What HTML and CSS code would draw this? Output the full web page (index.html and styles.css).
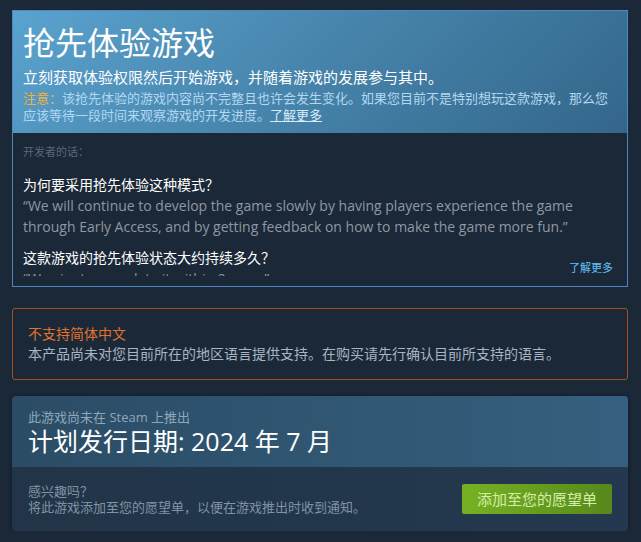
FILE: index.html
```html
<!DOCTYPE html>
<html lang="zh-CN">
<head>
<meta charset="utf-8">
<title>抢先体验游戏</title>
<link rel="stylesheet" href="styles.css">
</head>
<body>
<div class="page">
  <section class="ea">
    <div class="ea-head">
      <h1 class="ea-title">抢先体验游戏</h1>
      <p class="ea-sub">立刻获取体验权限然后开始游戏，并随着游戏的发展参与其中。</p>
      <p class="ea-note"><span class="ea-warn">注意：</span>该抢先体验的游戏内容尚不完整且也许会发生变化。如果您目前不是特别想玩这款游戏，那么您应该等待一段时间来观察游戏的开发进度。<a class="ea-more" href="#">了解更多</a></p>
    </div>
    <div class="ea-body">
      <div class="ea-clip">
        <div class="ea-label">开发者的话：</div>
        <h2 class="ea-q">为何要采用抢先体验这种模式？</h2>
        <p class="ea-a">“We will continue to develop the game slowly by having players experience the game through Early Access, and by getting feedback on how to make the game more fun.”</p>
        <h2 class="ea-q">这款游戏的抢先体验状态大约持续多久？</h2>
        <p class="ea-a">“We aim to complete it within 2 years”</p>
      </div>
      <a class="ea-readmore" href="#">了解更多</a>
    </div>
  </section>

  <section class="lang">
    <div class="lang-title">不支持简体中文</div>
    <div class="lang-desc">本产品尚未对您目前所在的地区语言提供支持。在购买请先行确认目前所支持的语言。</div>
  </section>

  <section class="soon">
    <div class="soon-top">
      <div class="soon-pre">此游戏尚未在 Steam 上推出</div>
      <div class="soon-date">计划发行日期: 2024 年 7 月</div>
    </div>
    <div class="soon-bottom">
      <div class="soon-text">
        <div>感兴趣吗？</div>
        <div>将此游戏添加至您的愿望单，以便在游戏推出时收到通知。</div>
      </div>
      <a class="btn-wish" href="#">添加至您的愿望单</a>
    </div>
  </section>
</div>
</body>
</html>
```
FILE: styles.css
```css
* { box-sizing: border-box; }
html, body { margin: 0; padding: 0; }
body {
  background: #1b2838;
  font-family: "Open Sans", "Liberation Sans", Arial, "Noto Sans CJK SC", sans-serif;
  color: #c6d4df;
}
.page {
  padding: 10px 13px 0 12px;
}
a { text-decoration: none; }

/* early access block */
.ea {
  border: 1px solid #4c88bd;
}
.ea-head {
  padding: 10px 10px 9px 10px;
  background: linear-gradient(135deg, #5aa3cf 0%, #4886ad 45%, #34668a 100%);
}
.ea-title {
  margin: 0;
  font-size: 32px;
  line-height: 44px;
  font-weight: normal;
  color: #ffffff;
}
.ea-sub {
  margin: 2px 0 0;
  font-size: 15px;
  line-height: 20px;
  color: #ffffff;
}
.ea-note {
  margin: 3px 0 0;
  font-size: 13px;
  line-height: 17px;
  color: #b2d8f1;
}
.ea-warn { color: #f5b03d; }
.ea-more {
  color: #d8ecf8;
  text-decoration: underline;
}
.ea-body {
  position: relative;
  padding: 10px 10px 10px 10px;
  background: #1b2838;
}
.ea-clip {
  height: 133px;
  overflow: hidden;
}
.ea-label {
  font-size: 11px;
  line-height: 18px;
  color: #56697a;
}
.ea-q {
  margin: 14px 0 0;
  font-size: 14px;
  line-height: 20px;
  font-weight: normal;
  color: #ffffff;
}
.ea-a {
  margin: 0;
  font-size: 14px;
  line-height: 21px;
  color: #8f98a0;
}
.ea-q ~ .ea-q { margin-top: 11px; }
.ea-readmore {
  position: absolute;
  right: 14px;
  bottom: 11px;
  font-size: 11px;
  line-height: 14px;
  color: #66c0f4;
}

/* language warning */
.lang {
  margin-top: 21px;
  border: 1px solid #a3501f;
  border-radius: 3px;
  padding: 15px 15px 15px 15px;
}
.lang-title {
  font-size: 14px;
  line-height: 20px;
  color: #e3732a;
}
.lang-desc {
  font-size: 14px;
  line-height: 20px;
  color: #a9b5c0;
}

/* coming soon */
.soon {
  margin-top: 16px;
  border-radius: 4px;
  overflow: hidden;
  box-shadow: 0 0 4px rgba(0, 0, 0, 0.35);
}
.soon-top {
  padding: 12px 16px 10px;
  background: linear-gradient(to right, #2b4c65 0%, #35607f 100%);
}
.soon-pre {
  font-size: 13px;
  line-height: 18px;
  color: #8fa7ba;
}
.soon-date {
  font-size: 25px;
  line-height: 31px;
  color: #ffffff;
}
.soon-bottom {
  height: 64px;
  padding: 0 16px;
  display: flex;
  align-items: center;
  justify-content: space-between;
  background: linear-gradient(to right, #213448 0%, #24394f 100%);
}
.soon-text {
  font-size: 13px;
  line-height: 16px;
  color: #8093a5;
}
.btn-wish {
  display: block;
  width: 150px;
  height: 30px;
  line-height: 30px;
  text-align: center;
  font-size: 15px;
  color: #d2efa9;
  border-radius: 2px;
  background: linear-gradient(to right, #75b022 5%, #588a1b 95%);
}
```
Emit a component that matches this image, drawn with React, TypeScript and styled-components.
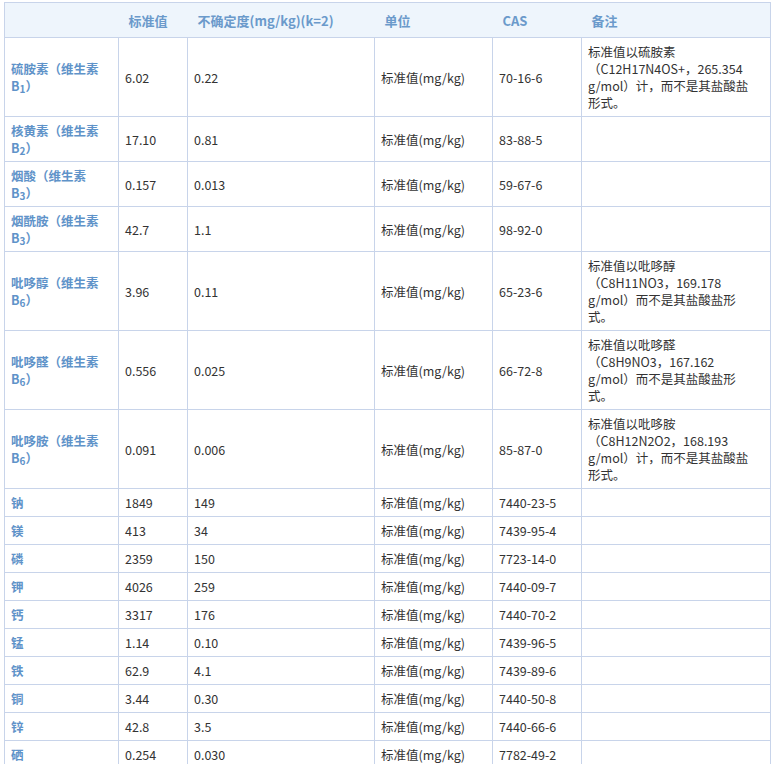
import React from 'react'
import styled, { createGlobalStyle } from 'styled-components'

const GlobalStyle = createGlobalStyle`
  body {
    margin: 0;
    padding: 2px 0 0 4px;
    background: #fff;
    font-family: "Microsoft YaHei", "Noto Sans CJK SC", sans-serif;
  }
`

const Table = styled.table`
  width: 766px;
  border-collapse: collapse;
  table-layout: fixed;
  font-size: 12.5px;
  line-height: 17px;
  color: #333;
`

const Th = styled.th`
  background: #eef5fc;
  color: #6b9acb;
  font-weight: bold;
  text-align: left;
  height: 34px;
  padding: 0 6px 0 10px;
  font-size: 13px;
  border-top: 1px solid #c8d4ea;
`

const Td = styled.td<{ $head?: boolean }>`
  border: 1px solid #c8d4ea;
  padding: 5px 6px;
  height: 17px;
  vertical-align: middle;
  white-space: nowrap;
  color: ${(p) => (p.$head ? '#5f93c9' : '#333')};
  font-weight: ${(p) => (p.$head ? 'bold' : 'normal')};
`

const Sub = styled.sub`
  font-size: 10px;
  line-height: 0;
  vertical-align: -2px;
`

const HeadRow = styled.tr`
  border-left: 1px solid #c8d4ea;
  border-right: 1px solid #c8d4ea;
`

type Row = { name: React.ReactNode; v: string; u: string; cas: string; note?: string[] }

const vit = (n: string, sub: string) => (
  <>
    {n}（维生素
    <br />
    B<Sub>{sub}</Sub>）
  </>
)

const rows: Row[] = [
  { name: vit('硫胺素', '1'), v: '6.02', u: '0.22', cas: '70-16-6', note: ['标准值以硫胺素', '（C12H17N4OS+，265.354', 'g/mol）计，而不是其盐酸盐', '形式。'] },
  { name: vit('核黄素', '2'), v: '17.10', u: '0.81', cas: '83-88-5' },
  { name: vit('烟酸', '3'), v: '0.157', u: '0.013', cas: '59-67-6' },
  { name: vit('烟酰胺', '3'), v: '42.7', u: '1.1', cas: '98-92-0' },
  { name: vit('吡哆醇', '6'), v: '3.96', u: '0.11', cas: '65-23-6', note: ['标准值以吡哆醇', '（C8H11NO3，169.178', 'g/mol）而不是其盐酸盐形', '式。'] },
  { name: vit('吡哆醛', '6'), v: '0.556', u: '0.025', cas: '66-72-8', note: ['标准值以吡哆醛', '（C8H9NO3，167.162', 'g/mol）而不是其盐酸盐形', '式。'] },
  { name: vit('吡哆胺', '6'), v: '0.091', u: '0.006', cas: '85-87-0', note: ['标准值以吡哆胺', '（C8H12N2O2，168.193', 'g/mol）计，而不是其盐酸盐', '形式。'] },
  { name: '钠', v: '1849', u: '149', cas: '7440-23-5' },
  { name: '镁', v: '413', u: '34', cas: '7439-95-4' },
  { name: '磷', v: '2359', u: '150', cas: '7723-14-0' },
  { name: '钾', v: '4026', u: '259', cas: '7440-09-7' },
  { name: '钙', v: '3317', u: '176', cas: '7440-70-2' },
  { name: '锰', v: '1.14', u: '0.10', cas: '7439-96-5' },
  { name: '铁', v: '62.9', u: '4.1', cas: '7439-89-6' },
  { name: '铜', v: '3.44', u: '0.30', cas: '7440-50-8' },
  { name: '锌', v: '42.8', u: '3.5', cas: '7440-66-6' },
  { name: '硒', v: '0.254', u: '0.030', cas: '7782-49-2' },
]

export default function App() {
  return (
    <>
      <GlobalStyle />
      <Table>
        <colgroup>
          <col style={{ width: 114 }} />
          <col style={{ width: 69 }} />
          <col style={{ width: 187 }} />
          <col style={{ width: 118 }} />
          <col style={{ width: 89 }} />
          <col style={{ width: 189 }} />
        </colgroup>
        <thead>
          <HeadRow>
            <Th />
            <Th>标准值</Th>
            <Th>不确定度(mg/kg)(k=2)</Th>
            <Th>单位</Th>
            <Th>CAS</Th>
            <Th>备注</Th>
          </HeadRow>
        </thead>
        <tbody>
          {rows.map((r, i) => (
            <tr key={i}>
              <Td $head>{r.name}</Td>
              <Td>{r.v}</Td>
              <Td>{r.u}</Td>
              <Td>标准值(mg/kg)</Td>
              <Td>{r.cas}</Td>
              <Td>
                {r.note?.map((l, j) => (
                  <React.Fragment key={j}>
                    {j > 0 && <br />}
                    {l}
                  </React.Fragment>
                ))}
              </Td>
            </tr>
          ))}
        </tbody>
      </Table>
    </>
  )
}
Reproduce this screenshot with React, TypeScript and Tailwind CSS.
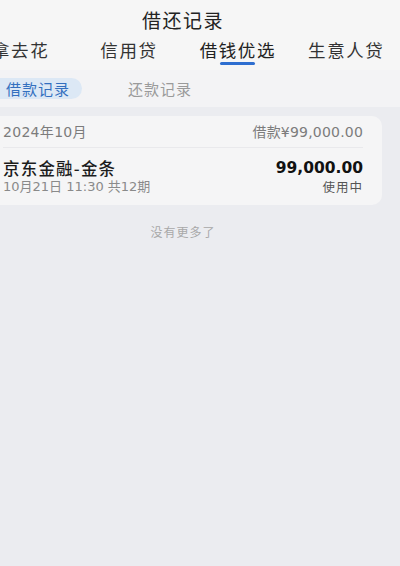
import React from "react";

const font = { fontFamily: '"Noto Sans CJK SC", "Noto Sans", sans-serif' };
const num = { fontFamily: '"DejaVu Sans", "Noto Sans CJK SC", sans-serif' };

export default function App() {
  return (
    <div className="w-[400px] h-[566px] overflow-hidden bg-[#ebecf0] text-[#222]" style={font}>
      <div className="bg-[#f6f6f6] h-[70px] flex flex-col">
        <div className="h-[40px] flex items-center justify-center">
          <span className="ml-[-34px] text-[19px] tracking-[1.5px] text-[#222]">借还记录</span>
        </div>
        <div className="flex h-[30px] items-start text-[17.5px] tracking-[1.6px] text-[#333]">
          <span className="ml-[-8px] leading-[20px]">拿去花</span>
          <span className="ml-[51px] leading-[20px]">信用贷</span>
          <div className="ml-[42px] flex flex-col items-center">
            <span className="leading-[20px] text-[#222]">借钱优选</span>
            <div className="mt-[2px] w-[35px] h-[3px] rounded-full bg-[#2f6fd0]" />
          </div>
          <span className="ml-[32px] leading-[20px]">生意人贷</span>
        </div>
      </div>
      <div className="bg-[#f3f3f5] h-[37px] flex items-center text-[15px] tracking-[1px]">
        <div className="ml-[-14px] h-[21px] pl-[20px] pr-[12px] rounded-full bg-[#dce8f5] text-[#3470bf] flex items-center leading-none">
          借款记录
        </div>
        <span className="ml-[46px] text-[#9a9a9a] leading-none">还款记录</span>
      </div>
      <div className="mt-[9px] ml-[-13px] mr-[18px] rounded-[10px] bg-[#f5f5f6] px-[16px] pr-[19px]">
        <div className="h-[32px] flex items-center justify-between border-b border-[#e9e9ec] text-[14px] text-[#7c7c7c] pt-[1px] leading-[16px]" style={num}>
          <span className="tracking-[0.3px]">2024年10月</span>
          <span className="tracking-[0.2px]">借款¥99,000.00</span>
        </div>
        <div className="h-[57px] flex items-center justify-between pt-[1px]">
          <div className="flex flex-col">
            <span className="text-[16.5px] leading-[19px] font-medium tracking-[1.2px] text-[#1c1c1c]">京东金融-金条</span>
            <span className="text-[13px] leading-[16px] text-[#8a8a8a] mt-[1px]" style={num}>10月21日 11:30 共12期</span>
          </div>
          <div className="flex flex-col items-end">
            <span className="text-[15.5px] leading-[19px] font-bold text-[#111]" style={num}>99,000.00</span>
            <span className="text-[12.5px] leading-[16px] text-[#555] tracking-[1px] mt-[1px]">使用中</span>
          </div>
        </div>
      </div>
      <div className="mt-[18px] flex justify-center">
        <span className="ml-[-34px] text-[12px] tracking-[1px] text-[#a8a8a8]">没有更多了</span>
      </div>
    </div>
  );
}
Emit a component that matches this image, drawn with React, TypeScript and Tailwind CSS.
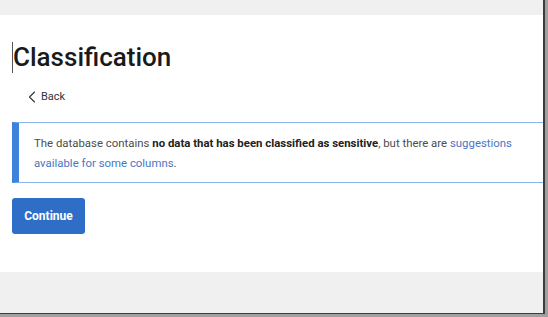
import { ChevronLeft } from 'lucide-react';

export default function App() {
  return (
    <div className="h-[317px] w-[548px] overflow-hidden bg-[#a0a0a0] font-['Roboto',sans-serif]">
      <div className="flex h-[314px] w-[545px] flex-col border-r-2 border-b border-[#3c3c3c] bg-[#f0f0f0]">
        <div className="h-[15px] shrink-0" />
        <main className="h-[257px] shrink-0 overflow-hidden bg-white pl-3">
          <div className="mt-[24px] flex items-center">
            <span className="h-[31px] w-px bg-[#555]" />
            <h1 className="text-[26px] leading-[36px] font-medium text-[#1a1a1a]">
              Classification
            </h1>
          </div>
          <a className="mt-[14px] flex h-[16px] items-center pl-[10px] text-[11px] text-[#333]">
            <ChevronLeft size={20} strokeWidth={1.3} />
            <span className="-ml-[1px]">Back</span>
          </a>
          <div className="mt-[17px] w-[560px] border border-l-[7px] border-[#8ab4ea] border-l-[#3d83dc] pt-[10px] pr-[20px] pb-[9px] pl-[15px] text-[11.4px] leading-[20px] text-[#4d4d4d]">
            The database contains{' '}
            <b className="font-bold text-[#222]">
              no data that has been classified as sensitive
            </b>
            , but there are{' '}
            <span className="text-[#4a76c4]">
              suggestions available for some columns
            </span>
            .
          </div>
          <button className="mt-[15px] h-[36px] w-[73px] rounded-[3px] bg-[#2f6ec7] text-[12px] font-bold text-white">
            Continue
          </button>
        </main>
      </div>
    </div>
  );
}
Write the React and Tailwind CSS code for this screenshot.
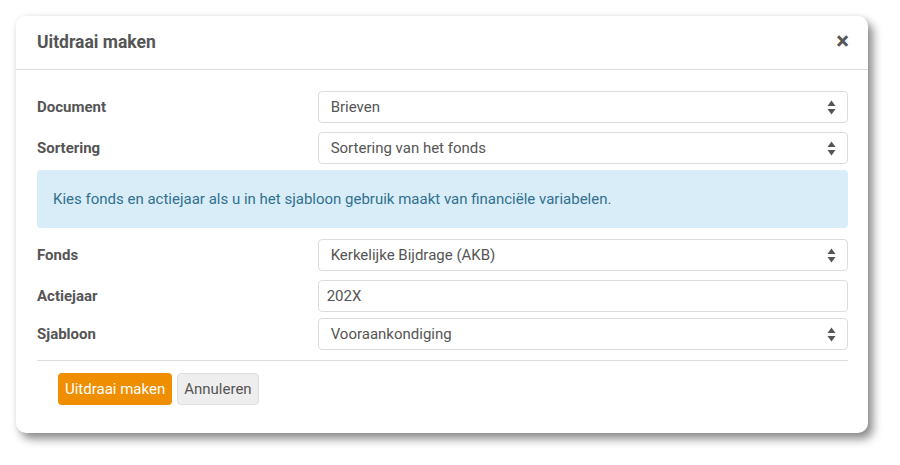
import React from "react";

const font = { fontFamily: "Roboto, 'Liberation Sans', sans-serif" };

function Arrows() {
  return (
    <svg width="9" height="15" viewBox="0 0 9 15" className="shrink-0">
      <path d="M4.5 0.5 L8.5 6 L0.5 6 Z" fill="#555" />
      <path d="M4.5 14.5 L8.5 9 L0.5 9 Z" fill="#555" />
    </svg>
  );
}

function Select({ value }) {
  return (
    <div className="w-[531px] h-[32px] border border-[#dcdcdc] rounded-[4px] bg-white flex items-center justify-between pl-[12px] pr-[11px] text-[15px] text-[#555]">
      <span>{value}</span>
      <Arrows />
    </div>
  );
}

function Row({ label, children, className = "" }) {
  return (
    <div className={"flex items-center " + className}>
      <div className="w-[281px] text-[15px] font-bold text-[#555]">{label}</div>
      {children}
    </div>
  );
}

export default function App() {
  return (
    <div className="w-[900px] h-[465px] bg-white pt-[16px] pl-[16px]" style={font}>
      <div className="w-[852px] h-[417px] bg-white rounded-[10px] shadow-[5px_6px_10px_rgba(0,0,0,0.45),0_0_6px_rgba(0,0,0,0.06)] flex flex-col">
        <div className="h-[54px] border-b border-[#dddddd] flex items-center justify-between pl-[21px] pr-[19px]">
          <div className="text-[17.5px] font-bold text-[#555]">Uitdraai maken</div>
          <div className="text-[24px] font-bold text-[#555] leading-none -mt-[3px]">×</div>
        </div>
        <div className="pl-[21px] pr-[20px] pt-[21px]">
          <Row label="Document"><Select value="Brieven" /></Row>
          <Row label="Sortering" className="mt-[9px]"><Select value="Sortering van het fonds" /></Row>
          <div className="mt-[6px] h-[58px] rounded-[4px] bg-[#d9edf8] flex items-center pl-[16px] text-[15px] text-[#31708f]">
            Kies fonds en actiejaar als u in het sjabloon gebruik maakt van financiële variabelen.
          </div>
          <Row label="Fonds" className="mt-[11px]"><Select value="Kerkelijke Bijdrage (AKB)" /></Row>
          <Row label="Actiejaar" className="mt-[9px]">
            <div className="w-[531px] h-[32px] border border-[#dcdcdc] rounded-[4px] bg-white flex items-center pl-[8px] text-[15px] text-[#555]">
              202X
            </div>
          </Row>
          <Row label="Sjabloon" className="mt-[6px]"><Select value="Vooraankondiging" /></Row>
          <div className="mt-[10px] border-t border-[#dddddd]" />
          <div className="mt-[12px] pl-[21px] flex gap-[5px]">
            <div className="h-[32px] px-[7px] rounded-[4px] bg-[#ee8e00] text-white text-[15px] flex items-center">
              Uitdraai maken
            </div>
            <div className="h-[32px] px-[6px] rounded-[4px] bg-[#eeeeee] border border-[#dddddd] text-[#555] text-[15px] flex items-center">
              Annuleren
            </div>
          </div>
        </div>
      </div>
    </div>
  );
}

**REQUIREMENT:**
Repeat only the lines running from "TypeScript and styled-components." to "React.ReactNode; v: string;", ends included, and leave the pictures out.

**RESPONSE:**
Emit a component that matches this image, drawn with React, TypeScript and styled-components.
import React from 'react'
import styled, { createGlobalStyle } from 'styled-components'

const GlobalStyle = createGlobalStyle`
  body {
    margin: 0;
    padding: 2px 0 0 4px;
    background: #fff;
    font-family: "Microsoft YaHei", "Noto Sans CJK SC", sans-serif;
  }
`

const Table = styled.table`
  width: 766px;
  border-collapse: collapse;
  table-layout: fixed;
  font-size: 12.5px;
  line-height: 17px;
  color: #333;
`

const Th = styled.th`
  background: #eef5fc;
  color: #6b9acb;
  font-weight: bold;
  text-align: left;
  height: 34px;
  padding: 0 6px 0 10px;
  font-size: 13px;
  border-top: 1px solid #c8d4ea;
`

const Td = styled.td<{ $head?: boolean }>`
  border: 1px solid #c8d4ea;
  padding: 5px 6px;
  height: 17px;
  vertical-align: middle;
  white-space: nowrap;
  color: ${(p) => (p.$head ? '#5f93c9' : '#333')};
  font-weight: ${(p) => (p.$head ? 'bold' : 'normal')};
`

const Sub = styled.sub`
  font-size: 10px;
  line-height: 0;
  vertical-align: -2px;
`

const HeadRow = styled.tr`
  border-left: 1px solid #c8d4ea;
  border-right: 1px solid #c8d4ea;
`

type Row = { name: React.ReactNode; v: string; u: string; cas: string; note?: string[] }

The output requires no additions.